Any chat-capable model that Ollama can serve will work. Larger models give richer brag docs and chat answers; smaller models are faster for daily standups. Pick what fits your machine.

DevRecall does not bundle or auto-install Ollama. It’s a separate project with its own update cycle.

{ "llm": { "provider": "anthropic", "model": "claude-sonnet-4-6" } }
Terminal window
# Prompts for key, stores it in the OS keychain
devrecall auth anthropic

Supported providers and their defaults when model is omitted:

ProviderDefault modelOther examples
OpenAIgpt-5.4-miniany chat-completions model
Anthropicclaude-sonnet-4-6any Claude messages-API model
OpenAI-compatible(no default — set it)Groq, Together, self-hosted vLLM (custom base URL)

API keys live in the OS keychain. They’re never in config.json or shell history.

You don’t have to pick one. Route different tasks to different providers:

{
"llm": {
"provider": "ollama",
"model": "gemma4",
"models": {
"standup": "gemma4",
"chat": "gemma4",
"brag": "claude-sonnet-4-6"
}
}
}

Daily standups stay free on local Ollama; the quarterly brag doc flips to Claude for output quality.

When the primary provider is down or rate-limited, DevRecall falls through:

Primary BYOK (e.g., Anthropic)
↓ failure
Secondary BYOK (e.g., OpenAI)
↓ failure or not configured
Local Ollama (if running)
↓ not running
Template-based output (no LLM, structured but not synthesized)

Configured in config.json:

{
"llm": {
"provider": "anthropic",
"fallback": [
{ "provider": "openai", "model": "gpt-5.4-mini" },
{ "provider": "ollama", "model": "gemma4" }
]
}
}

The implicit final step (template) means DevRecall always works — even if every LLM you configured is unreachable.

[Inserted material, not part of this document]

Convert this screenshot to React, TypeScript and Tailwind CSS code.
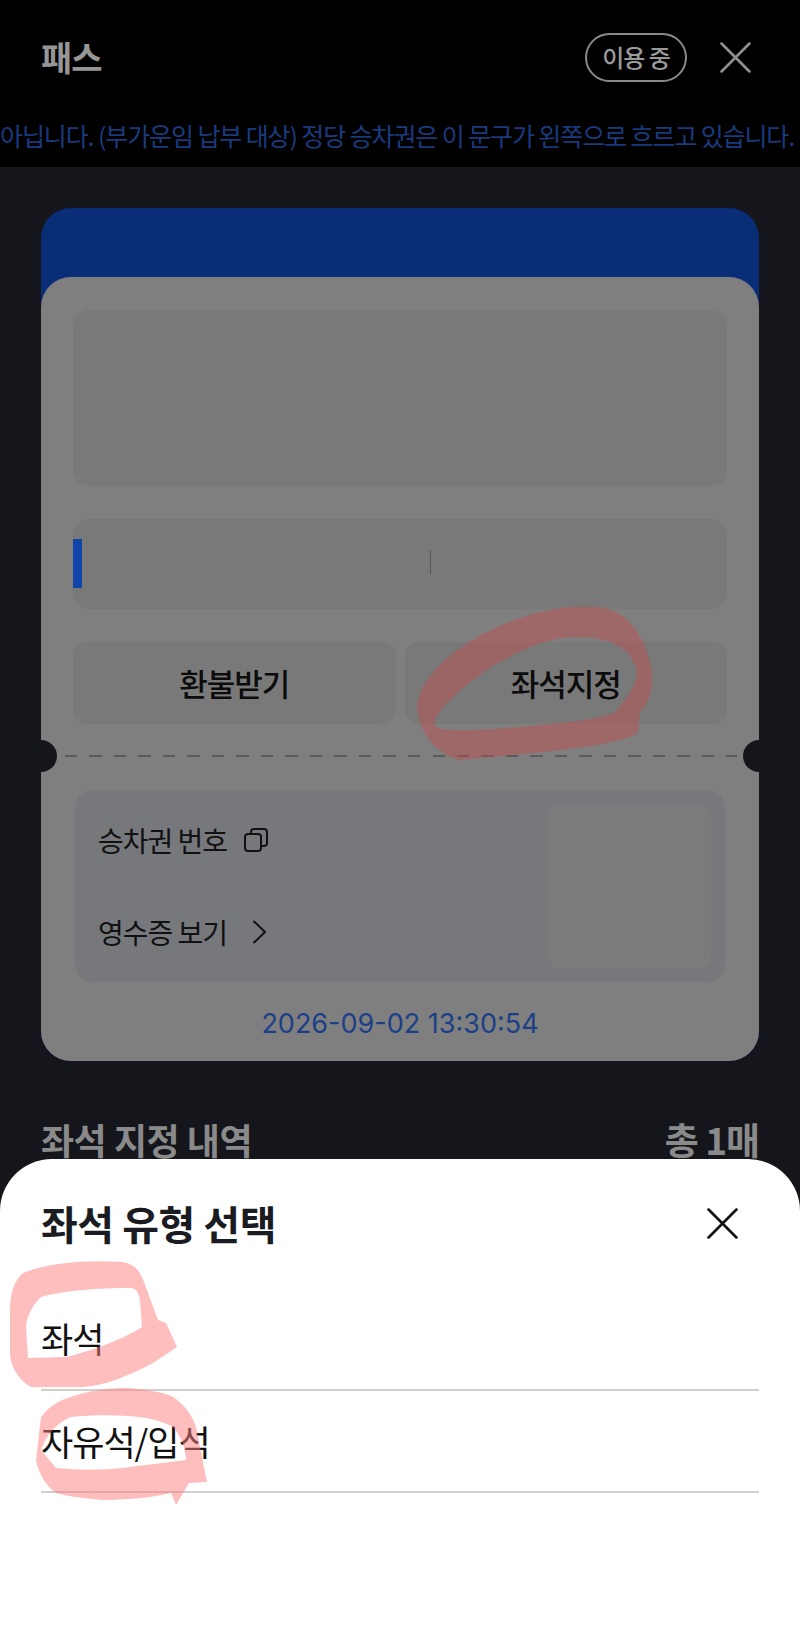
import React from "react";

function Cross({ className }: { className: string }) {
  return (
    <svg viewBox="0 0 30 30" fill="none" stroke="currentColor" strokeWidth="2.6" strokeLinecap="round" className={className}>
      <path d="M1.5 1.5 28.5 28.5M28.5 1.5 1.5 28.5" />
    </svg>
  );
}

export default function App() {
  return (
    <div
      className="relative h-[1628px] w-[800px] overflow-hidden bg-[#14161c]"
      style={{ fontFamily: '"Noto Sans CJK KR", "Noto Sans", sans-serif' }}
    >
      <header className="h-[167px] bg-black">
        <div className="flex h-[114px] items-center justify-between pl-[41px] pr-[49px]">
          <h1 className="text-[34px] font-bold leading-none tracking-[-1px] text-[#969696]">패스</h1>
          <div className="flex items-center gap-[33px]">
            <span className="flex h-[49px] w-[102px] items-center justify-center rounded-full border-2 border-[#8a8a8a] text-[24px] font-medium tracking-[-1px] text-[#9a9a9a]">
              이용 중
            </span>
            <Cross className="h-[31px] w-[31px] text-[#8f8f8f]" />
          </div>
        </div>
        <p className="h-[53px] overflow-hidden whitespace-nowrap text-[25px] leading-[42px] tracking-[-1.1px] text-[#1b3a7e]">
          아닙니다. (부가운임 납부 대상) 정당 승차권은 이 문구가 왼쪽으로 흐르고 있습니다.
        </p>
      </header>

      <main className="px-[41px] pt-[41px]">
        <section className="rounded-[30px] bg-[#0a2d78] pt-[69px]">
          <div className="relative rounded-[30px] bg-[#7f7f7f] px-[32px] pb-[17px] pt-[33px]">
            <div className="h-[176px] rounded-[16px] bg-[#797979]" />
            <div className="mt-[33px] flex h-[90px] items-center justify-center rounded-[16px] bg-[#797979]">
              <span className="absolute left-[32px] top-[262px] h-[49px] w-[9px] bg-[#0f44a8]" />
              <span className="ml-[60px] mt-[-4px] h-[24px] w-px bg-[#555555]" />
            </div>
            <div className="mt-[33px] grid h-[82px] grid-cols-2 gap-[9px]">
              <div className="flex items-center justify-center rounded-[14px] bg-[#797979] text-[31px] font-medium tracking-[-1px] text-[#0c0c0c]">환불받기</div>
              <div className="flex items-center justify-center rounded-[14px] bg-[#797979] text-[31px] font-medium tracking-[-1px] text-[#0c0c0c]">좌석지정</div>
            </div>

            <div className="relative mx-[2px] mt-[66px] flex h-[192px] items-center justify-between rounded-[18px] bg-[#76787c] pl-[23px] pr-[14px]">
              <div className="flex flex-col gap-[57px]">
                <div className="flex h-[35px] items-center gap-[17px] text-[28px] tracking-[-1px] text-[#111111]">
                  승차권 번호
                  <svg viewBox="0 0 24 24" fill="none" stroke="currentColor" strokeWidth="2" className="h-[24px] w-[24px]">
                    <rect x="1" y="6" width="16" height="17" rx="3" />
                    <path d="M7 6V4a3 3 0 0 1 3-3h10a3 3 0 0 1 3 3v11a3 3 0 0 1-3 3h-3" />
                  </svg>
                </div>
                <div className="flex h-[35px] items-center gap-[25px] text-[28px] tracking-[-1px] text-[#111111]">
                  영수증 보기
                  <svg viewBox="0 0 14 24" fill="none" stroke="currentColor" strokeWidth="2" className="h-[24px] w-[14px]">
                    <path d="M1.5 1 13 12 1.5 23" />
                  </svg>
                </div>
              </div>
              <div className="h-[165px] w-[164px] rounded-[14px] bg-[#7b7b7b]" />
            </div>

            <p className="mt-[22px] text-center text-[27px] leading-[40px] text-[#1c3f87]" style={{ fontFamily: "Inter, sans-serif" }}>
              2026-09-02 13:30:54
            </p>

            <div className="absolute left-[24px] right-[22px] top-[478px] h-[2px] bg-[repeating-linear-gradient(90deg,#5a5a5a_0_12px,transparent_12px_24.5px)]" />
            <span className="absolute left-[-16px] top-[463px] h-[32px] w-[32px] rounded-full bg-[#14161c]" />
            <span className="absolute right-[-16px] top-[463px] h-[32px] w-[32px] rounded-full bg-[#14161c]" />
          </div>
        </section>

        <div className="mt-[53px] flex items-center justify-between text-[#8a8a8a]">
          <h2 className="text-[36px] font-bold leading-[50px] tracking-[-0.5px]">좌석 지정 내역</h2>
          <span className="text-[37px] font-bold leading-[50px] tracking-[-1px]">총 1매</span>
        </div>
      </main>

      <svg className="pointer-events-none absolute left-0 top-0" width="800" height="800" viewBox="0 0 800 800">
        <path
          fillRule="evenodd"
          fill="#cc4a4a"
          fillOpacity="0.42"
          d="M587 607C620 605 638 625 648 655C656 682 652 700 640 712L638 733C610 748 540 752 459 760C435 752 420 735 417 707C420 670 470 635 520 618C545 610 565 606 587 607ZM571 637C530 640 480 670 450 700C438 712 432 722 436 727C445 732 480 730 520 727C560 723 600 720 615 712C630 695 640 680 636 668C630 650 615 636 571 637Z"
        />
      </svg>

      <aside className="absolute inset-x-0 bottom-0 h-[469px] rounded-t-[52px] bg-white px-[41px]">
        <div className="flex h-[128px] items-center justify-between pr-[21px]">
          <h3 className="text-[40px] font-bold tracking-[-0.5px] text-[#1a1c22]">좌석 유형 선택</h3>
          <Cross className="h-[31px] w-[31px] text-[#111111]" />
        </div>
        <div className="flex h-[104px] items-end border-b-2 border-[#cfcfcf] pb-[28px] text-[35px] leading-[46px] tracking-[-1px] text-[#111111]">좌석</div>
        <div className="flex h-[102px] items-end border-b-2 border-[#cfcfcf] pb-[27px] text-[35px] leading-[46px] tracking-[-1px] text-[#111111]">자유석/입석</div>
      </aside>

      <svg className="pointer-events-none absolute left-0 top-[1240px]" width="240" height="280" viewBox="0 1240 240 280">
        <path
          fillRule="evenodd"
          fill="#ff7d7d"
          fillOpacity="0.5"
          d="M23 1273C50 1262 90 1260 122 1262C134 1264 140 1270 144 1282L158 1320L166 1323L177 1347L153 1363C130 1375 105 1386 82 1387L31 1387C18 1380 10 1365 10 1353L10 1307C11 1290 15 1280 23 1273ZM41 1297C33 1305 27 1315 26 1327L28 1358L66 1357C95 1350 125 1338 142 1327L140 1300C138 1290 135 1288 130 1288C100 1288 65 1290 41 1297Z"
        />
        <path
          fillRule="evenodd"
          fill="#ff7d7d"
          fillOpacity="0.5"
          d="M41 1417C50 1405 60 1400 71 1397C90 1390 110 1388 128 1388C150 1390 163 1392 173 1397C185 1405 192 1415 196 1427L207 1482L189 1483L176 1505L171 1493C150 1498 125 1500 102 1500C85 1498 70 1497 56 1493C45 1485 38 1472 36 1460ZM71 1417C58 1422 47 1433 41 1450L56 1468C80 1470 100 1470 122 1468L186 1460C185 1445 180 1435 173 1427C160 1420 145 1417 128 1416C110 1415 90 1415 71 1417Z"
        />
      </svg>
    </div>
  );
}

Embeddings power chat / search. By default, DevRecall uses all-MiniLM-L6-v2 via ONNX — small (80 MB), fast, runs on CPU, bundled with the binary. Nothing to install, nothing leaves your machine.

If you want better recall on chat, you can switch to OpenAI embeddings (uses your BYOK key):

{
"llm": {
"models": { "embed": "text-embedding-3-small" }
}
}

DevRecall handles 429, 401, 5xx, and quota exhaustion explicitly:

  • 429 with Retry-After → exponential backoff, up to 3 retries
  • Quota exhausted → stop retrying, fall through the chain
  • 401 → prompt to re-enter the key
  • 5xx → retry with backoff, then fall through

User-facing output is plain language:

⚠ Anthropic rate limit reached. Retrying in 30s…
⚠ Still rate limited. Falling back to local Ollama (gemma4)…